Aditya Shrivastava and co-scripted history on Sunday when they beat Mumbai by six wickets to lead Madhya Pradesh to their maiden Ranji Trophy title. As soon as the winning runs were hit, ESPNcricinfo spoke to a few key drivers of the game in the state on the achievement.

It’s been seven years since I moved from playing first-class cricket for Madhya Pradesh but my heart has been pounding away watching the final. The only thought that kept playing in my mind at the start of the day were the memories of 1998-99, where we took a lead and had the final under control before one bad session cost us the game. I’m so happy to see how calmly they approached it.

When I started for MP 17 years ago, it was a dream to play in a Ranji final. We had talent but as a group, winning remained just a dream. To see these guys lift the trophy is a gift to the entire cricketing fraternity in MP. It has the potential to open several avenues.

Coaches and talent scouts will keenly look out for talent from MP even more now. We’ve already seen so many names coming through – Rajat Patidar, Venkatesh Iyer, Avesh Khan, Kumar Kartikeya. Many more could emerge. These guys have all been trendsetters for the younger players. So many youngsters in MP are now encouraged by seeing these guys perform on the big stage, and a platform like the IPL only magnifies your performances and provides a lift to the region.

We always knew MP had a strong team, but it was always a question of being able to hold our nerves on the big stage. After this win, that perception is bound to change. This win has the power to transform the direction of MP cricket for the better.

Two years ago, I heard from Kiran More [former India wicketkeeper] that Chandrakant Pandit was looking for a team. I immediately conveyed to Sanjeev Rao (MPCA secretary and former MP player) that we should immediately get him on board. When his name was doing the rounds, there was a lot of opposition in MP, particularly Indore. The opposition, I felt, was personal. But they somehow moved past that and brought him on board.

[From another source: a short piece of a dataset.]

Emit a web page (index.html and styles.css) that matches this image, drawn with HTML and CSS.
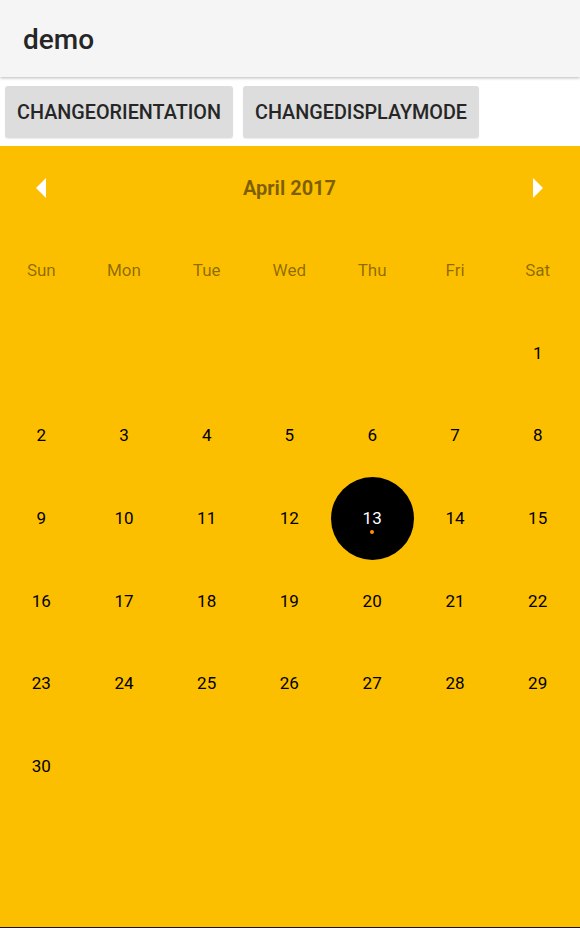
FILE: index.html
```html
<!DOCTYPE html>
<html>
<head>
<meta charset="utf-8">
<link rel="stylesheet" href="styles.css">
</head>
<body>
<header class="appbar"><span class="title">demo</span></header>
<div class="actions">
  <button class="btn">CHANGEORIENTATION</button>
  <button class="btn">CHANGEDISPLAYMODE</button>
</div>
<section class="calendar">
  <div class="month-row">
    <span class="nav"><svg width="10" height="20" viewBox="0 0 10 20"><polygon points="10,0 0,10 10,20" fill="#fff"/></svg></span>
    <span class="month">April 2017</span>
    <span class="nav"><svg width="10" height="20" viewBox="0 0 10 20"><polygon points="0,0 10,10 0,20" fill="#fff"/></svg></span>
  </div>
  <div class="grid">
    <div class="wd">Sun</div><div class="wd">Mon</div><div class="wd">Tue</div><div class="wd">Wed</div><div class="wd">Thu</div><div class="wd">Fri</div><div class="wd">Sat</div>
    <div class="day"></div><div class="day"></div><div class="day"></div><div class="day"></div><div class="day"></div><div class="day"></div><div class="day">1</div>
    <div class="day">2</div><div class="day">3</div><div class="day">4</div><div class="day">5</div><div class="day">6</div><div class="day">7</div><div class="day">8</div>
    <div class="day">9</div><div class="day">10</div><div class="day">11</div><div class="day">12</div><div class="day"><span class="sel">13<i class="dot"></i></span></div><div class="day">14</div><div class="day">15</div>
    <div class="day">16</div><div class="day">17</div><div class="day">18</div><div class="day">19</div><div class="day">20</div><div class="day">21</div><div class="day">22</div>
    <div class="day">23</div><div class="day">24</div><div class="day">25</div><div class="day">26</div><div class="day">27</div><div class="day">28</div><div class="day">29</div>
    <div class="day">30</div><div class="day"></div><div class="day"></div><div class="day"></div><div class="day"></div><div class="day"></div><div class="day"></div>
  </div>
</section>
</body>
</html>
```
FILE: styles.css
```css
html, body {
  margin: 0;
  padding: 0;
  background: #fff;
  font-family: Roboto, "Noto Sans", sans-serif;
}
body {
  width: 580px;
  height: 928px;
  overflow: hidden;
  display: flex;
  flex-direction: column;
  border-bottom: 1px solid #1a1200;
  box-sizing: border-box;
}
.appbar {
  height: 77px;
  flex: none;
  background: #f5f5f5;
  box-shadow: 0 1px 3px rgba(0,0,0,0.28);
  display: flex;
  align-items: center;
  padding-left: 23px;
  position: relative;
  z-index: 1;
}
.title {
  font-size: 28px;
  font-weight: 500;
  color: #262626;
  margin-top: 2px;
}
.actions {
  flex: none;
  display: flex;
  gap: 10px;
  padding: 9px 5px 8px;
}
.btn {
  height: 52px;
  border: none;
  border-radius: 3px;
  background: #dcdddc;
  font-family: Roboto, sans-serif;
  font-weight: 500;
  font-size: 19.8px;
  color: #262626;
  padding: 0;
  box-shadow: 0 1px 1px rgba(0,0,0,0.08);
}
.btn:first-child { width: 228px; }
.btn:last-child { width: 236px; }
.calendar {
  flex: 1;
  background: #fbbf00;
  padding-top: 1px;
}
.month-row {
  height: 82px;
  display: flex;
  align-items: center;
  justify-content: space-between;
  padding: 0 37px 0 36px;
}
.nav { display: flex; }
.month {
  font-size: 20px;
  font-weight: 700;
  color: rgba(0,0,0,0.5);
}
.grid {
  display: grid;
  grid-template-columns: repeat(7, 1fr);
  grid-auto-rows: 82.6px;
  padding-right: 1px;
}
.wd, .day {
  display: flex;
  align-items: center;
  justify-content: center;
  font-size: 17px;
}
.wd { color: rgba(0,0,0,0.45); }
.day { color: #000; }
.sel {
  width: 83px;
  height: 83px;
  border-radius: 50%;
  background: #000;
  color: #fff;
  display: flex;
  align-items: center;
  justify-content: center;
  position: relative;
}
.dot {
  position: absolute;
  width: 4px;
  height: 4px;
  border-radius: 50%;
  background: #ff8f00;
  left: 39.5px;
  top: 53px;
}
```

Chandu’s only condition was he needed a free hand when it came to cricketing matters, and if that was met, he was ready to come on. He knows which player should be put under pressure, which player needs to be spoken to with love. After his arrival, we’ve seen a great transformation in the team’s body language and attitude, because he has built that kind of confidence in them. There is proper role clarity.

The biggest change is how teams are selected. Earlier in MP, selection used to be a big headache. Things happened differently. Since he is the coach, he sits in selection meetings, and he comes prepared. He clearly states what he wants. No deserving player has missed out in his time so far.

Akshat Raghuwanshi, for example, wasn’t even with the Under-19 team last year. He single-handedly brought him on board; look at the way he has responded: three fifties and a century, a match-turning knock in the semifinals. When he picks a young player, he backs him, gives him the security.

What also makes him stand out is he takes responsibility for failure. If something is unsuccessful, he takes the responsibility and when some players do well, he gives them the credit. Few people can do this. If his strategies or decisions fail, he doesn’t play the blame game. He gives credit to the guys who do well. Players now know if Chandu has picked you, you will have his full backing.

Devendra Bundela, former MP captain and second-highest run-scorer in Ranji history

I followed every moment of the game. It’s a brilliant feeling to see MP dominate and win the Ranji Trophy. I can say for sure the best squad was picked. Their methodical approach was outstanding. The effort of many years has finally borne fruit.

I was part of that 1998-99 final and call tell you how much of a heartbreak it was. That is still fresh in my mind, but seeing these guys take a step further makes me feel very proud. This group has the potential to dominate for the next three-four years. It’s largely a young team. Someone asked me if we’ve hit a purple patch. I said, no, this is a purple batch.